Anyway, they go into their awards thing, where the highest earners get their name on a board and stand up front and all that jazz, then New Girl’s future-sister-in-law brings her up to welcome her to the pink pyramid and present her a ring. As she’s telling her in a sugary-sweet voice to “just promise that you’ll give it a year, just a year because a lot can happen in a year and don’t let yourself get discouraged until it’s been a year..” and everyone’s nodding, I’m biting my lip because I want to stand up and scream, “Because once it’s been a year you can’t return your inventory!! Don’t fall for this crap!!” Ugh, I wish I did…and I hope she’s doing alright…poor thing.

So after we’re done, a director lurks over to me and Marily and asks if there’s any reason why I wouldn’t be able to sign up tonight. I tell her that I don’t even have the $100 for the starter kit.

“Well, I don’t want to pressure you into putting it on a credit card, but…”

“Yeah, all my cards are maxed out, and my credit is probably shot to heck if I applied for a new one.” I explain that right now probably isn’t the best time, because we’re all working with one car and I’m trying to catch up and my schedule and my husband’s situation and the baby and yadda yadda…

She says that there’s $700 worth of makeup and skincare in the starter kit (oh, so it’s $700 now? not $400? alrighty then..) and that even if it doesn’t work out, I’ll at least have a ton of nice things for a great price. She asks if I have any questions.

“Do I have to buy inventory?”
“Well, no, but it’s good to have.”
“Is it true that I have to maintain a certain purchasing quota in order to stay active and keep the discount?”

She waves a hand dismissively. “Oh, it’s not much. Just about what you would use in cosmetics anyway.” (Riiiiight… she really doesn’t know me and my dollar-store thrift very well.)

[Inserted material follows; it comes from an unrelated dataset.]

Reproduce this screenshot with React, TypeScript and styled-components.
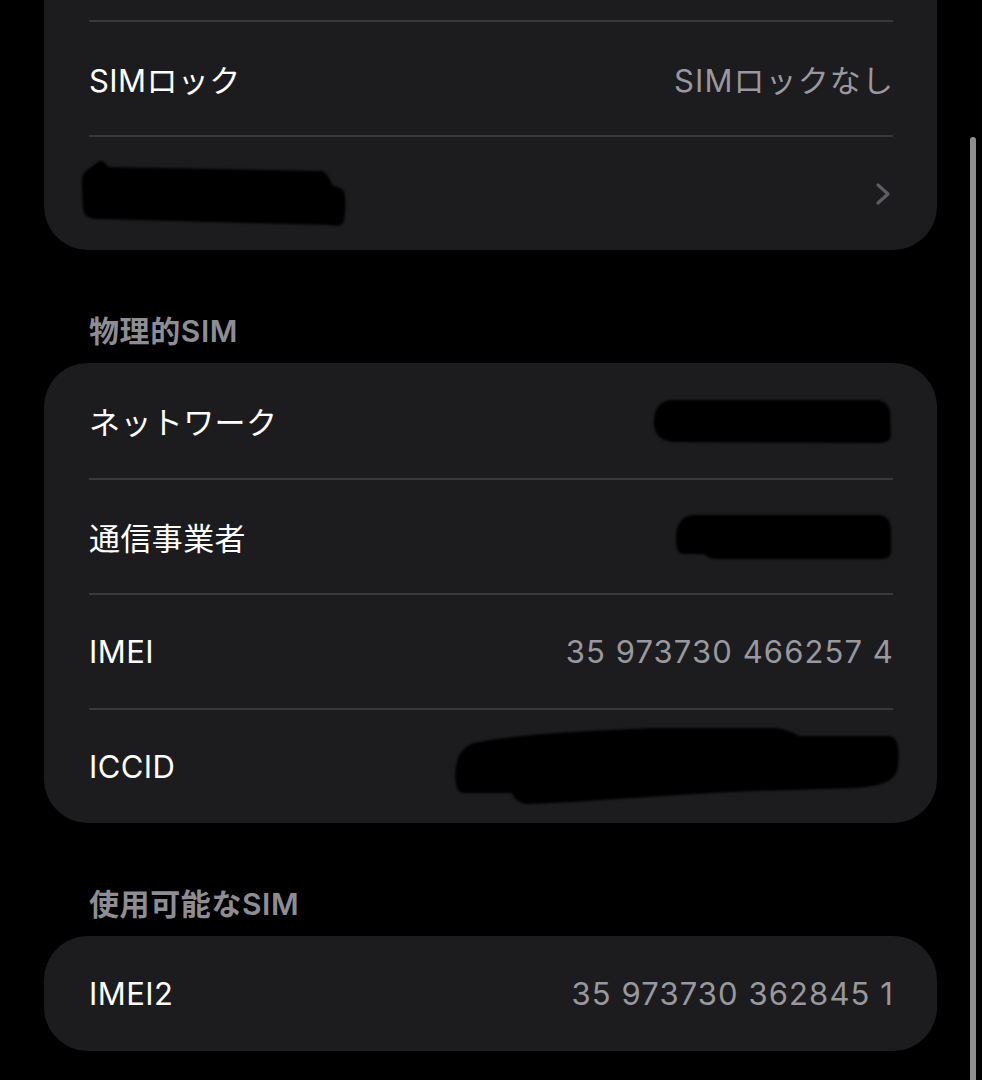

Marily’s nodding, with a semi-pouty expression, and says “Yeah, I know how that is. Believe me, I do. It’s hard, and I feel for you. Trust me, I do.”

The director tells me “You’re asking some really good questions! I’ll tell you what, even if right now isn’t the best time, I’ll have our NSD(?) give you a call sometime this week, and she can explain more to you.”

“Ok.”

She pats my shoulder and says “Oh, you’re so cute!” like a grandmother, then moves on.

At first, I felt bad in a way, as if I’m “leading them on” to believe I’ll be a part of their team… but then I remember the “do unto others” thing… evidently they have no problem leading me on to believe that I can turn pennies into big bucks.

Part 3 tomorrow!

4 Comments

  1. Still Breaking The Basic

    “…wearing one of my old Hot Topic-style schoolgirl miniskirts, with fishnet stockings…”

    Skirt? Check.
    Stockings? Check.
    Closed-toe shoes? Patent platform mary janes or doc martens would work.

    “Did you know there’s $400 of makeup in this bag? I’ll tell you what, if you can sell 7 of these Miracle Sets, you could have either the mascara or the foundation. How’s that sound?”

    You want me to sell $2,800 retail crap for you and you’ll thank me by giving me a 3-year old stale product that became outdated 2 months after you purchased it?

    “At first, I felt bad in a way, as if I’m leading them on…”

    Why? That’s exactly what they’re doing to you. And they could care less about you. But if they do sign you up, they’ll be rewarded with one of the 12 for $2.99 plastic tiaras from the discount store.

    I am so looking forward to tomorrow’s installment.

  2. BartheDoor

    It hurts my heart that you had to go through this. I’m so sorry that this happened to you. Your approach to it is funny as hell, but I know it must have hurt a lot all the same.